Acara bertajuk “Srawung Orang Muda Lintas Agama” dihadiri oleh sekitar 3.000 pelajar dan mahasiswa lintas agama di wilayah keuskupan agung itu.

“Kami, Orang Muda Lintas Agama Semarang untuk Indonesia menyerukan dan bertekad mengembangkan sikap hidup inklusif, inovatif dan transformaif serta melawan setiap bentuk radikalisme dan intoleransi di muka bumi ini,” tulis deklarasi itu.

Mereka juga bertekad “mencintai dan menciptakan kerukunan dalam keberagaman untuk mewujudkan peradaban kasih bagi masyarakat yang sejahtera, bermartabat dan beriman apa pun agama kami”.

“Berjuang dengan siapa saja untuk terus membangun persaudaraan dan persahabatan sejati,” seraya menambahkan “menjaga dan menegakkan Pancasila, UUD 1945, Negara Kesatuan Republik Indonesia dan Bhinneka Tunggal Ika dalam kehidupan berbangsa dan bernegara”.

Romo Aloys Budi Purnomo, ketua Komisi Hubungan Antaragama dan Kepercayaan Keuskupan Agung Semarang mengatakan, dalam perspektif Gereja Asia, alasan kontekstualnya adalah Keuskupan Agung Semarang menjadi tuan rumah Asian Youth Day 2017.

img_9772 [1]Romo Aloys Budi Purnomo berjubah hitam (tengah).

 

Imam itu mengatakan tema yang diusung terkait dengan sukacita Injil dan hidup multikultural. Tema ini menjadi alasan untuk menyelenggarakan Srawung Orang Muda Lintas Agama.

Komisi HAK KAS, kata Romo Budi, mendapat mandat dari Dewan Karya Pastoral KAS untuk melaksakan program kerja yang bersubjek orang muda lintas agama demi menjadi Gereja yang inklusif, inovatif dan transformatif dan alasan kontekstual Semarang, dirasakan mulai muncul percik-percik intoleransi dan radikalisme di kalangan tertentu yang nota bene dari orang muda tertentu.

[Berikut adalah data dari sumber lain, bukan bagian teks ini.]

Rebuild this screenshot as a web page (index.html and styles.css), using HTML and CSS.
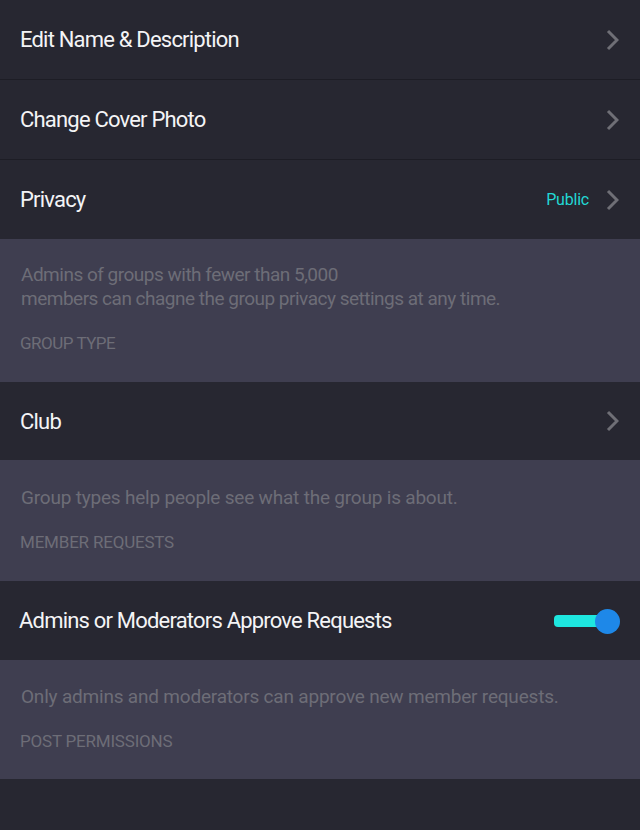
FILE: index.html
```html
<!DOCTYPE html>
<html>
<head>
<meta charset="utf-8">
<link rel="stylesheet" href="styles.css">
</head>
<body>
<div class="page">
  <div class="row bordered">
    <span class="title">Edit Name &amp; Description</span>
    <svg class="chev" viewBox="0 0 13 22" width="13" height="22"><path d="M2 2 L11 11 L2 20" fill="none" stroke="#6f6f76" stroke-width="3"/></svg>
  </div>
  <div class="row bordered">
    <span class="title">Change Cover Photo</span>
    <svg class="chev" viewBox="0 0 13 22" width="13" height="22"><path d="M2 2 L11 11 L2 20" fill="none" stroke="#6f6f76" stroke-width="3"/></svg>
  </div>
  <div class="row">
    <span class="title">Privacy</span>
    <div class="right">
      <span class="value">Public</span>
      <svg class="chev" viewBox="0 0 13 22" width="13" height="22"><path d="M2 2 L11 11 L2 20" fill="none" stroke="#6f6f76" stroke-width="3"/></svg>
    </div>
  </div>
  <div class="note first">
    <p class="desc">Admins of groups with fewer than 5,000<br>members can chagne the group privacy settings at any time.</p>
    <p class="header">GROUP TYPE</p>
  </div>
  <div class="row short">
    <span class="title">Club</span>
    <svg class="chev" viewBox="0 0 13 22" width="13" height="22"><path d="M2 2 L11 11 L2 20" fill="none" stroke="#6f6f76" stroke-width="3"/></svg>
  </div>
  <div class="note middle">
    <p class="desc wide">Group types help people see what the group is about.</p>
    <p class="header wide">MEMBER REQUESTS</p>
  </div>
  <div class="row toggle-row">
    <span class="title">Admins or Moderators Approve Requests</span>
    <div class="toggle"><span class="track"></span><span class="knob"></span></div>
  </div>
  <div class="note last">
    <p class="desc wide">Only admins and moderators can approve new member requests.</p>
    <p class="header wide">POST PERMISSIONS</p>
  </div>
</div>
</body>
</html>
```
FILE: styles.css
```css
* { box-sizing: border-box; }
html, body { margin: 0; padding: 0; background: #272731; }
body { font-family: Roboto, "Liberation Sans", sans-serif; }
.page { width: 640px; height: 830px; background: #272731; }
.row {
  height: 79px;
  display: flex;
  align-items: center;
  justify-content: space-between;
  padding: 0 21px 0 20px;
  background: #272731;
}
.row.bordered { height: 80px; border-bottom: 1px solid #1d1d25; }
.row.short { height: 78px; }
.title {
  color: #f4f4f6;
  font-size: 22px;
  letter-spacing: -0.8px;
}
.toggle-row { padding-left: 19px; padding-right: 20px; }
.right { display: flex; align-items: center; gap: 17px; }
.value { color: #22d8d4; font-size: 16px; letter-spacing: -0.2px; }
.chev { display: block; }
.note {
  background: #3f3e50;
  padding: 25px 0 26px 20px;
}
.note.first { padding-top: 24px; padding-bottom: 27px; }
.note.middle { padding-top: 26px; padding-bottom: 27px; }
.note.last { padding-bottom: 26px; }
.desc {
  margin: 0 0 20px 1px;
  color: #6d6d77;
  font-size: 19px;
  line-height: 24px;
  letter-spacing: -0.5px;
}
.desc.wide { letter-spacing: -0.2px; }
.header {
  margin: 0;
  color: #6d6d77;
  font-size: 17px;
  line-height: 24px;
  letter-spacing: -0.5px;
}
.header.wide { letter-spacing: -0.2px; }
.toggle { position: relative; width: 67px; height: 26px; }
.track {
  position: absolute; left: 1px; top: 7px;
  width: 50px; height: 12px;
  background: #1ee6df; border-radius: 4px;
}
.knob {
  position: absolute; right: 0; top: 1px;
  width: 25px; height: 25px;
  background: #1e88e8; border-radius: 50%;
}
```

Tujuan acara ini, lanjutnya, dari sisi Gereja Katolik, “kita ingin menghadirkan Gereja yang inklusif, inovatif dan transformatif demi terwujudnya peradaban kasih bagi masyarakat yang sejahtera, bermartabat dan beriman, apa pun agamanya. Perabadan kasih itu dimulai melalui srawung, perjumpaan, silaturahim dan diekspresikan dalam dialog hidup dengan mediasi seni dan budaya. Kedua, memberi ruang bagi orang muda untuk hidup terbuka dalam kerjasama lintas agama dan membangun persaudaraan yang sejati. Ketiga, kita mau melawan realitas radikalisme dan intoleransi bukan dengan kekerasan dan benci, melainkan dengan kerukunan dan kasih.”

Ia mengatakan, acara-acara sebelumnya panitianya praktis hanya orang Katolik. Kali ini semua terlibat dari awal. Semua memiliki sens of belonging yang sama.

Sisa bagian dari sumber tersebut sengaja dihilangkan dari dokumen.